I would not call the Koh Tao part of Thailand. It seemed like somewhere between California and Hawaii, with a lot of European tourists and divers.
I made a list soon after I got back on the mainland of ways I know I returned to Thailand:
-People are tan instead of red with sunburn
-there are telephone wires and electric wires everywhere
-the people working in the shops are not foreigners and do not understand English
-Thai soap operas is the station of choice, not BBC World News
Came back for English camp. It was Science themed! I taught them words like experiment, prediction and explode. We did the build-a-tower-out-of-just-paper. And then we actually performed an experiment, the mentos/ pop experiment. (Sidenote: I couldn’t find 2 liter diet Coke, turns out Thailand has a deficiency of diet coke.). We tested out different types of pop. It turns out Coke and Fanta are very good at exploding, but the Sprite did nothing.
My favorite part of all the camps was watching the terrified faces of the kids as we dropped the mentos in, and then seeing the explosion!
April 27 big monk ordination=still more dancing
April 36 Tessaban’s birthday. We celebrated by playing bocce ball and some more dancing.
May 2: My last English camp. It was music themed. They learned the names of the different genres of music and the characteristics. My favorite part was teaching them the cupid shuffle. Thais are usually shy, but they were getting into the dance.

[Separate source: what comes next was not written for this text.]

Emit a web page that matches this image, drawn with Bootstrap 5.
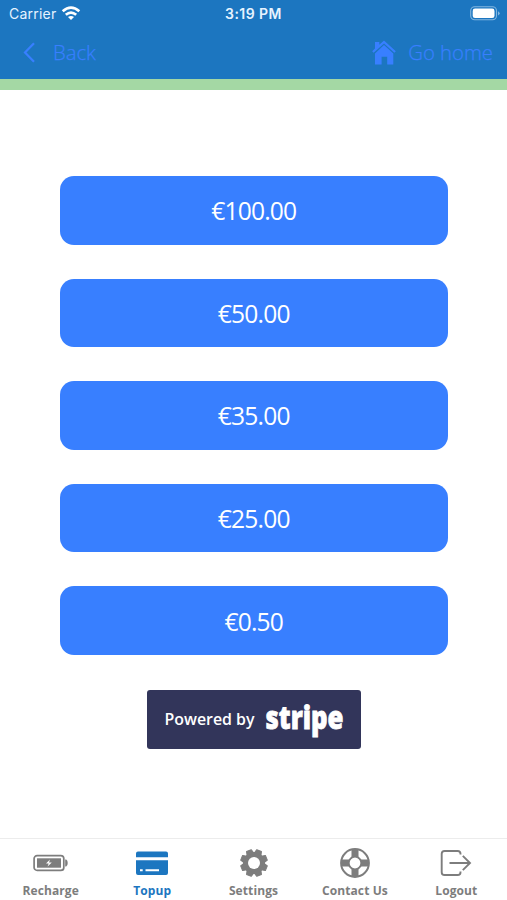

*From then till now, just getting back in the swing of things. The schools started up, and I have gradually been getting back into them (For some reason they are having a ton of meetings, so I will start teaching someday). They have their schedules, but of course that’s not their final schedules. Also have planning for this year. And catching up on blogs. I think you should be all caught up on my life by now.
*Note: A bit more has happened since the beginning of May (like my birthday), but nothing too big and this post is already long enough.